Anonymous | 04.08.08 - 5:58 pm |

marinite2 said...

Must-see video (Volcker Says Fed's Bear Loan Reaches Edge of Legal Power April 8 (Bloomberg)) of Paul Volcker schooling today's Fed, the broken financial system, out of control compensation, you name it:

http://www.bloomberg.com/news/av/

Alarming said...

OK, the Fed is printing money like crazy to rescue Wall Street. The main street is suffering from the rate cut effect. Oil is above $110and rice price in Asia has risen to the highest level. Hyper inflation is right here. Living cost has risen 30-40%. Is there a restriction on Fed from printing money? Do people worry about the Fed's over growing power?

Grandis said...

"What experience and history teach is this--that people and governments never have learned anything from history, or acted on principles deduced from it."

-G. W. F. Hegel,

Matthew said...

Greenspan over the last 10 years of his time at the Fed was far more interested in hyping his image than doing his job.. He had himself cast well as the sage of sages with cryptic comments on the status of the economy, markets and money supply.. I'm quite certain he spent as much time crafting his cute speaches and innuendos to Congress as he did analyzing data and doing his job.

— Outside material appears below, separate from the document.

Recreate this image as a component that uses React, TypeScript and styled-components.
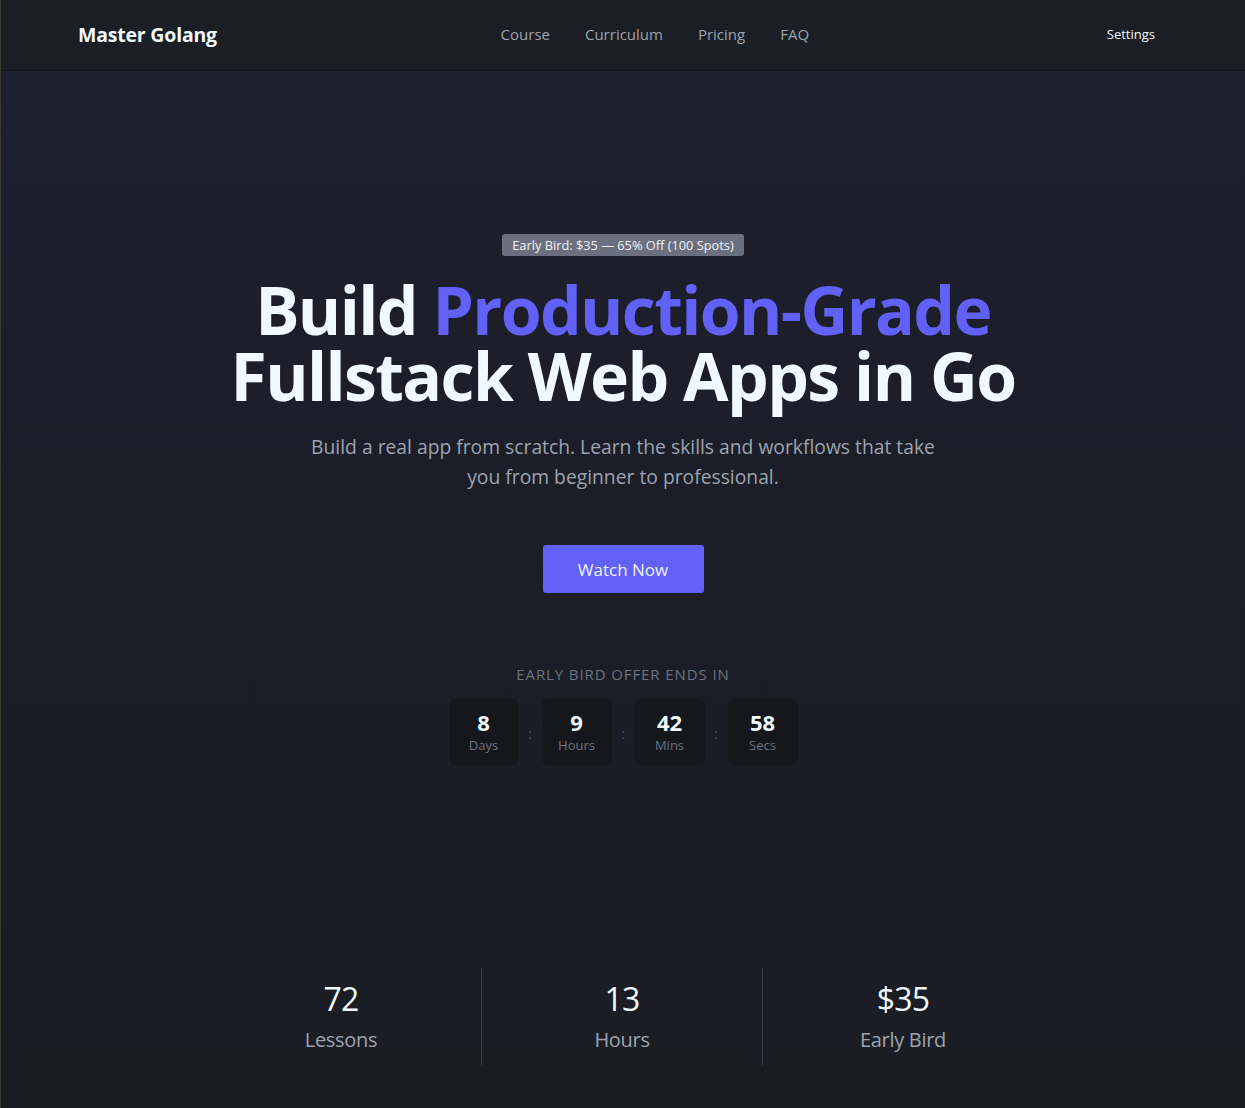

He didn't then, nor does he now, have the mental capacity or integrity to see this for what it is or his role in helping create it.. He's got to sell a few more books and protect his legacy after all..

marine_explorer said...

Well that "rant" from the FT is one of the more well-composed I've seen.

I'm imagining a scenario where AG put down his celebratory martini for a moment to write that he essentially did nothing for the US--save for spotting liquidity to Wall St and retail consumption. "The Maestro" has spoken, and the demographic that was once "tuned out" is now "cashed out", stampeding towards the exit on our economy. America's next stop: the proverbial toilet--because those who could have made a difference already "got theirs". Well done.